Nesse sentido, o novo presidente da Câmara conseguiu aglutinar em torno de si várias tendências que comungam das mesmas posições, como as defesas do ditador Fidel Castro, do novo ditador Chávez -agora reunindo em suas mãos os Poderes Executivo e Legislativo- e do projeto de ditador Evo Morales. Pensam, com nuances, que o Brasil deveria seguir o mesmo caminho, instaurando uma sociedade socialista, dita solidária, mas, de fato, autoritária ou totalitária.
José Dirceu sabe como poucos dentro do partido navegar nessas águas. Nada acontece ali acidentalmente, embora os desmentidos façam parte desse processo.
Ocorre que a luta pela sucessão de Lula já está aberta, sendo seus momentos preliminares as discussões relativas ao próximo presidente do partido e a questões programáticas que se delineiam nos encontros e congressos. José Dirceu, que seria candidato natural do PT à Presidência da República, teve, com sua cassação, o caminho barrado.

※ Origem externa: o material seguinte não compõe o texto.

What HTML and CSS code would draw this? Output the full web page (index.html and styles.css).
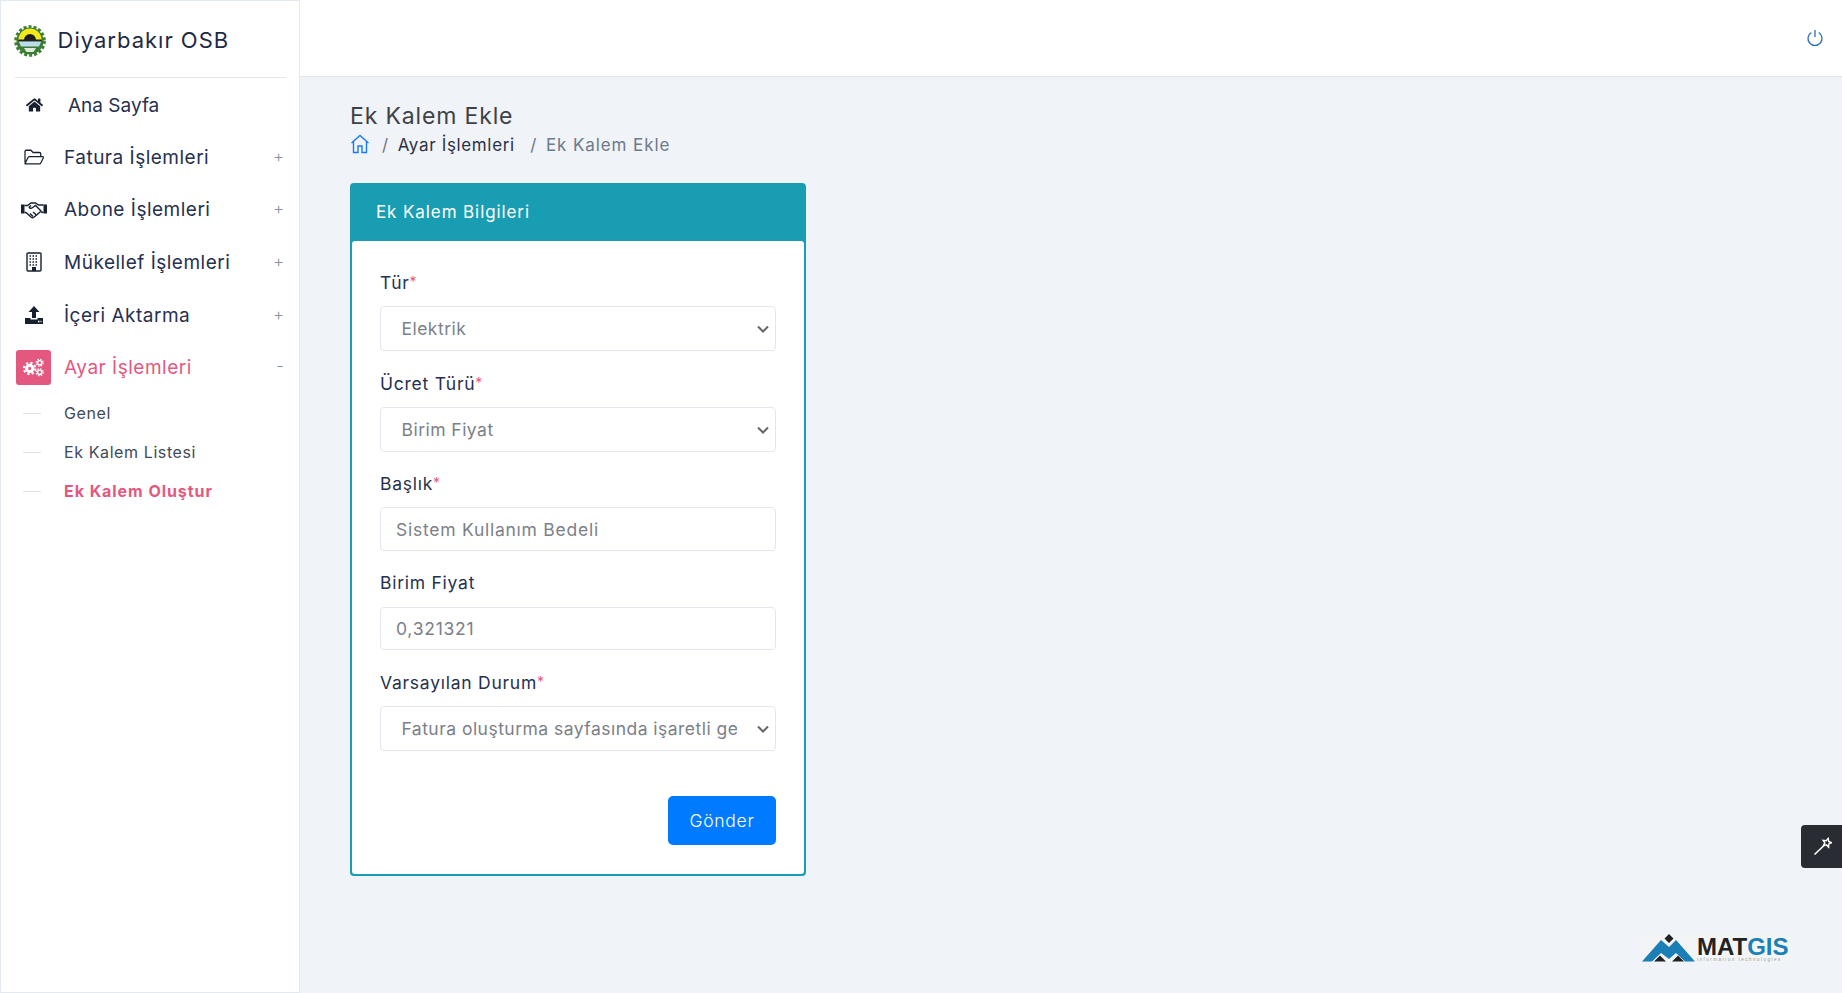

No entanto, ele pode abrir uma nova via se conseguir uma anistia política, entendida também como absolvição moral.
Mas, para que seja politicamente válida -e não só juridicamente-, ela deveria vir acompanhada de uma iniciativa "popular", que deveria reunir 1,5 milhão de eleitores. A cifra não tem nada de exorbitante, pois o PT, a CUT, o MST e a UNE conseguiriam, em conjunto, alcançar facilmente o número, podendo até ultrapassá-lo.
Tal união se faria em torno das bandeiras esquerdistas históricas do partido que, assim, estaria legitimado para disputar, com essa plataforma, as eleições presidenciais de 2010, tendo em Dirceu o seu representante. Um político "absolvido de uma injustiça" se alçaria, de uma forma "popular", a virtual candidato presidencial.
Logo ele assumiria uma atitude mais à esquerda, defendendo, como já vem fazendo, Chávez e MST e criticando o superávit primário e a autonomia operacional do Banco Central.
Ou seja, ele voltaria seu discurso para aquilo que o partido considera os símbolos -positivos- do socialismo e os -negativos- do capitalismo, em sua linguagem, do "neoliberalismo".
O aval do partido já começou a ser dado. Marco Aurélio Garcia o defende abertamente, sendo uma pessoa que goza de prestígio partidário. O mesmo faz o presidente do partido, Ricardo Berzoini, ligado à corrente sindicalista que, assim, reconquistaria suas posições de poder, abaladas pelo envolvimento de um número significativo de seus membros nos escândalos do primeiro mandato.
O deputado Vaccarezza, em recente entrevista a esta Folha, fez questão de demarcar a independência do PT em relação a Lula, como se um novo processo estivesse se iniciando. Procuram, dessa maneira, enterrar definitivamente os escândalos éticos que marcaram o primeiro mandato presidencial, com o objetivo de politizar os desvios de conduta do partido.
Reverter a cassação de José Dirceu se inscreve nesse contexto. Se ela for bem-sucedida, ele próprio poderá ser o próximo candidato petista. O ministro Tarso Genro não se engana quando centra suas baterias a favor de uma refundação do partido, porque seu objetivo consiste em barrar esse movimento, se colocando, também ele, como uma alternativa partidária para as próximas eleições.


DENIS LERRER ROSENFIELD, 56, doutor pela Universidade de Paris 1, é professor titular de filosofia da UFRGS (Universidade Federal do Rio Grande do Sul) e editor da revista "Filosofia Política". É autor de "Política e Liberdade em Hegel" (Ática, 1995), entre outros livros.